The Holy See announced in January that it will undertake an Apostolic Visitation, or official investigation, of the principal women’s religious orders in the United States. The project was ordered by the Congregation of Institutes of Consecrated Life and Societies of Apostolic Life (aka Congregation for Religious), headed by Cardinal Franc Rodé.
The Visitation will be led by Mother Clare Millea, superior general of the Apostles of the Sacred Heart of Jesus. She will be assisted by Sister Eva-Maria Ackerman, of the Sisters of St. Francis of the Martyr St. George, who was director of the St. Louis archdiocese’s Office of Consecrated Life for more than twelve years.
The purpose of the project is to “look into the quality of the life of women religious in the United States” and of their work “in these challenging times when fewer women enter their ranks and their median ages rise”, Sister Eva-Maria said when she announced the launch of the project at the National Shrine of the Immaculate Conception in Washington on January 30. She said that Cardinal Rodé had announced the Apostolic Visitation to the two official groups representing women’s religious orders in the US, the Council of Major Superiors of Women Religious (CMSWR) and the Leadership Conference of Women Religious (LCWR).
The process will take about two years, Sister Eva-Maria said, and will involve personal interviews, gathering statistics and information about activities and practices, and on-site visits. “We pray that this study will be a source of grace and strength” for religious life, she said.
Only the “active” religious orders that have schools, hospitals, or other service centers will be involved in the Apostolic Visitation.

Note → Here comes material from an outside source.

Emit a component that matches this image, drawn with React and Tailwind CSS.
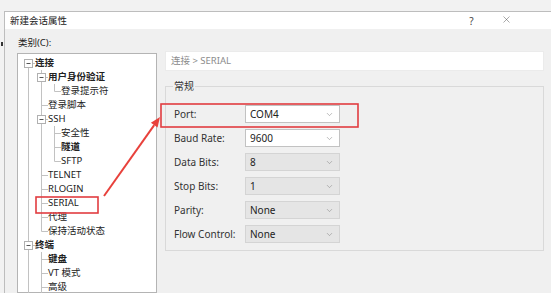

Contemplative orders will not be included.
The National Catholic Youth Choir is sponsoring a summer camp for Catholic singers entering grades 10, 11, and 12 on the campus of Saint John’s University and Saint John’s Abbey, Collegeville, Minnesota.
The event will take place June 22-July 9, 2009, and will include intensive daily choir rehearsal, music and religion classes, classical and modern music, liturgies and concert performances, and an out-of-state tour including a performance at the National Association of Pastoral Musicians (NPM) convention.
Cost: $750, scholarships available. Applications due March 31. Information, contact:
Techy Catholics take note: A new iTunes application makes it possible to access the Breviary (Liturgy of the Hours) straight onto iPhones.
The iBreviary, created by an Italian priest and web designer, Father Paolo Padrini, includes the Breviary — in Italian, English, Spanish, French and Latin and, in the near future, Portuguese and German. It also includes the prayers of the daily Mass and other prayers.
An official version was released in December, Father Padrini said. The application costs € .79 (about $1.10 US), with proceeds going to charity.
Monsignor Paul Tighe, secretary of the Vatican’s Pontifical Council for Social Communications, praised the new iBreviary, saying the Church “is learning to use the new technologies primarily as a tool or as a means of evangelizing, as a way of being able to share its own message with the world”.